For Crowther & Shaw, this continuity at management level coupled with a similar commitment at staff level is what sets the business apart from the opposition.
The company, which celebrates its 80th anniversary as a limited company this year, has grown from a small electrical and plumbing business in the 1930s into a business with contracts at more than 2,000 sites throughout the UK.
Clients include universities, local authorities, fast-food chains, banks, retailers, manufacturing companies and food suppliers.
The company employs 17 engineers of various ages, abilities and experience – ranging from Robert Turner, who has been with the company for 35 years, to Mr Gledhill’s son Elliott and fellow apprentice Dan who have been with the company for just a few months. Robert’s son Andrew has notched up 18 years with the firm.
Of these 17 engineers, 11 have joined the company from school and have been trained or will receive training to NVQ level 3 in refrigeration and air conditioning. In addition, the company has three father and son combinations – and even one mother and son!
Said Mark: “It’s difficult to identify why our staff are so loyal, but I guess a stable, well-managed business model coupled with relative success in gaining new and interesting business always helps.

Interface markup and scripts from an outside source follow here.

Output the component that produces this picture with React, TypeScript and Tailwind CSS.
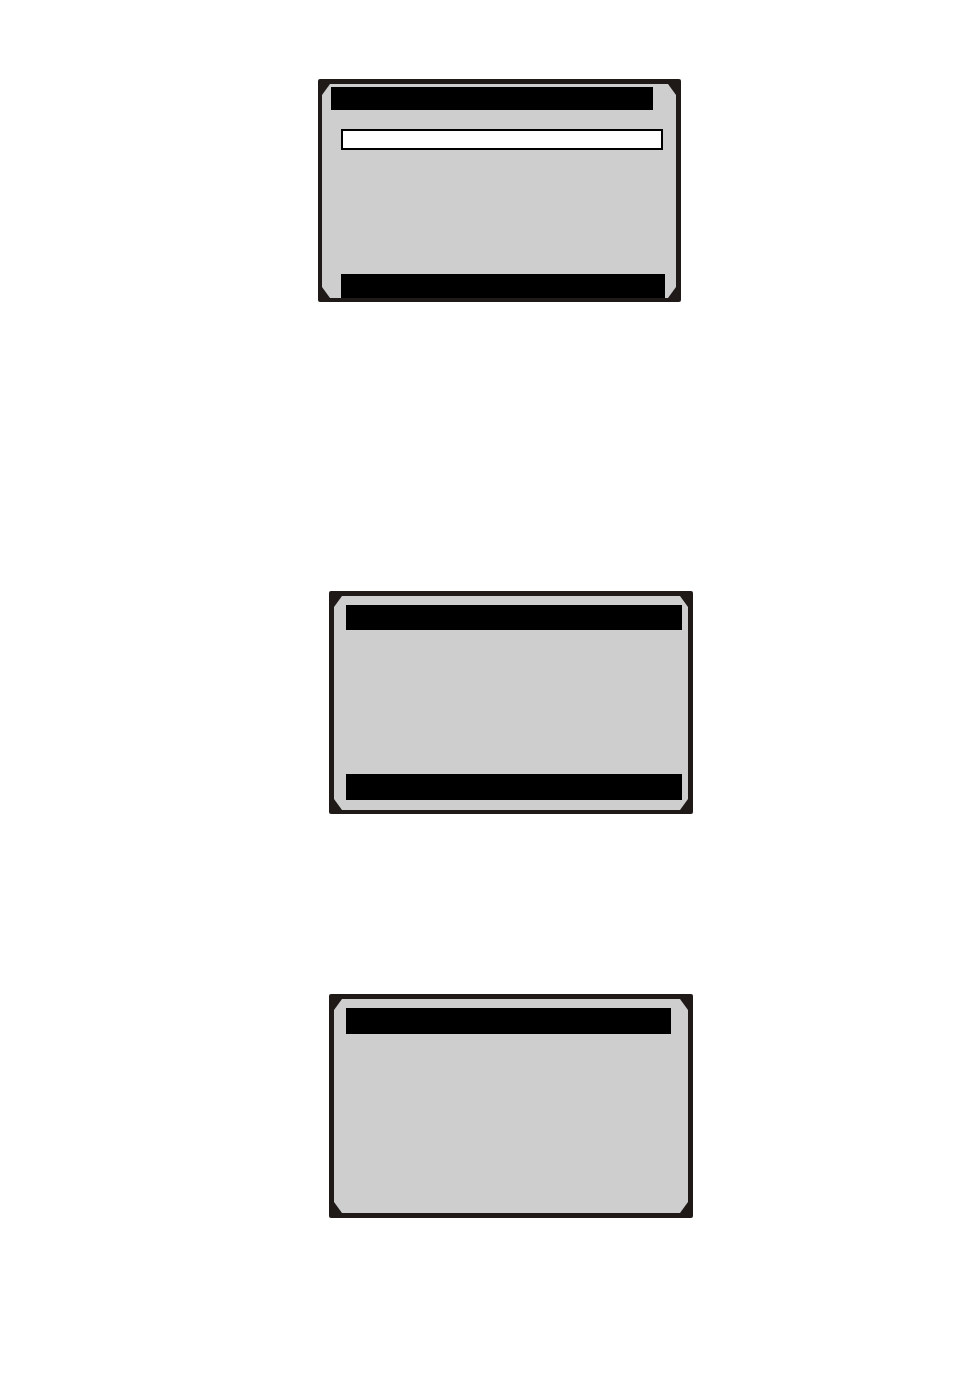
import type { ReactNode } from "react";

interface DisplayProps {
  frameClass: string;
  children: ReactNode;
}

// LCD panel: dark bezel around a grey screen with cut corners
function Display({ frameClass, children }: DisplayProps) {
  return (
    <section className={`w-full rounded-xs bg-[#1f1a17] ${frameClass}`}>
      <div className="flex min-h-[214px] flex-col bg-[#cecece] [clip-path:polygon(8px_0,calc(100%-8px)_0,100%_11px,100%_calc(100%-11px),calc(100%-8px)_100%,8px_100%,0_calc(100%-11px),0_11px)]">
        {children}
      </div>
    </section>
  );
}

export default function App() {
  return (
    <main className="min-h-screen bg-white pt-[79px] pb-[168px] font-['Liberation_Sans',sans-serif]">
      <div className="flex justify-center pl-[45px]">
        <Display frameClass="max-w-[363px] pt-[5px] pr-[5px] pb-1 pl-1">
          <header className="mt-[3px] mr-[23px] ml-[9px] h-[23px] bg-black" />
          <input
            type="text"
            aria-label="Entry"
            className="mt-[19px] mr-[13px] ml-[19px] h-[21px] border-2 border-black bg-white px-1 text-xs text-black outline-none"
          />
          <footer className="mt-auto mr-[11px] ml-[19px] h-6 bg-black" />
        </Display>
      </div>

      <div className="mt-[289px] flex justify-center pl-[68px]">
        <Display frameClass="max-w-[364px] px-[5px] pt-[5px] pb-1">
          <header className="mt-[9px] mr-[6px] ml-3 h-[25px] bg-black" />
          <footer className="mt-auto mr-[6px] mb-[10px] ml-3 h-[26px] bg-black" />
        </Display>
      </div>

      <div className="mt-[180px] flex justify-center pl-[68px]">
        <Display frameClass="max-w-[364px] p-[5px]">
          <header className="mt-[9px] mr-[17px] ml-3 h-[26px] bg-black" />
        </Display>
      </div>
    </main>
  );
}
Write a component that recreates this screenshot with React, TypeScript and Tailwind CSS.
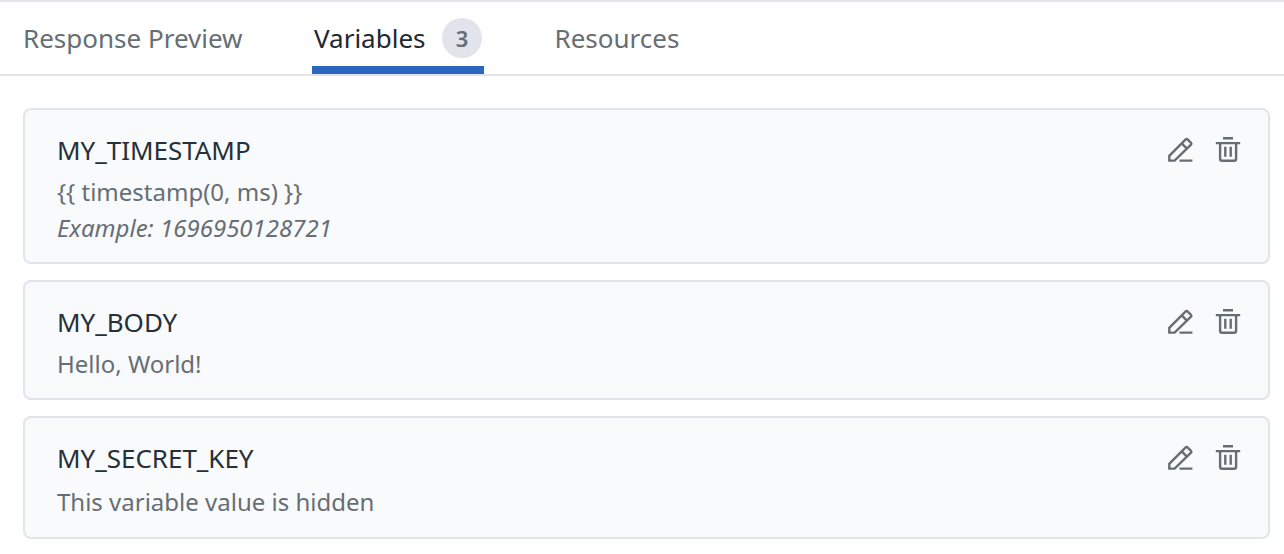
import React from 'react';

type Variable = { name: string; value: string; example?: string; size: string };

const variables: Variable[] = [
  { name: 'MY_TIMESTAMP', value: '{{ timestamp(0, ms) }}', example: 'Example: 1696950128721', size: 'h-[156px]' },
  { name: 'MY_BODY', value: 'Hello, World!', size: 'h-[120px]' },
  { name: 'MY_SECRET_KEY', value: 'This variable value is hidden', size: 'h-[123px] gap-[2px]' },
];

function PencilIcon() {
  return (
    <svg width="32" height="32" viewBox="0 0 32 32" fill="none" stroke="currentColor" strokeWidth="2.4">
      <path d="M5.3 26.6V21.8L21.7 5.3Q22.6 4.4 23.5 5.3L27 8.8Q27.9 9.7 27 10.6L10.6 26.6Z" />
      <path d="M17.7 9.4L22.9 14.6M15.5 26.6H28.4" />
    </svg>
  );
}

function TrashIcon() {
  return (
    <svg width="32" height="32" viewBox="0 0 32 32" fill="none" stroke="currentColor" strokeWidth="2.4">
      <path d="M11 4.2H21M3.8 9.1H28.2M8.1 10V24.7Q8.1 26.7 10.1 26.7H22.1Q24.1 26.7 24.1 24.7V10" />
      <path d="M13.3 12.8V22.7M18.7 12.8V22.7" />
    </svg>
  );
}

function VariableCard({ name, value, example, size }: Variable) {
  return (
    <article className={`flex flex-col rounded-lg border-2 border-[#e1e4eb] bg-[#f9fafc] pt-[22px] pl-8 pr-6 ${size}`}>
      <div className="flex h-[42px] items-start justify-between">
        <h2 className="text-[26px] leading-9 tracking-[-0.03px] text-[#263038]">{name}</h2>
        <div className="flex gap-4 pt-[2px] text-[#666e74]">
          <button aria-label="Edit"><PencilIcon /></button>
          <button aria-label="Delete"><TrashIcon /></button>
        </div>
      </div>
      <p className="text-2xl leading-9">{value}</p>
      {example && <p className="text-2xl leading-9 italic">{example}</p>}
    </article>
  );
}

export default function App() {
  return (
    <main className="h-[554px] overflow-hidden border-t-2 border-[#e1e4e9] bg-white font-['Noto_Sans',sans-serif] text-[#666e74]">
      <nav className="flex h-[74px] border-b-2 border-[#e1e4eb] pl-[23px] text-[26px] leading-[72px]">
        <button className="w-[289px] text-left">Response Preview</button>
        <button className="flex w-[172px] items-center border-b-8 border-[#2c67bf] pt-2 pl-[2px] text-[#1c2932]">
          <span className="w-32 text-left">Variables</span>
          <span className="flex size-10 items-center justify-center rounded-full bg-[#e1e4eb] text-[22px] leading-none font-semibold text-[#666e74]">3</span>
        </button>
        <button className="ml-[70.5px]">Resources</button>
      </nav>
      <section className="flex flex-col gap-4 pt-8 pr-[14px] pl-[23px]">
        {variables.map((variable) => <VariableCard key={variable.name} {...variable} />)}
      </section>
    </main>
  );
}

“Growing our own staff as we have done reaps its rewards as they naturally feel a greater bond with the business where they started work.
“Over the years, we have won many awards with our apprentices, including the 2012 Yorkshire Apprentice of the Year, which was shared by both our third-year trainees, That followed on from many wins in this competition over the years.
“We also had one apprentice win a national competition in 2006 which resulted in him flying to Japan to represent the UK in the World Skills competition. Matthew, the apprentice in question, is now an engineer and he’s still with us, having just passed his 10-year service mark. We have recently employed two school leavers as apprentice engineers, replacing our current third year apprentices, who will move up the ranks.”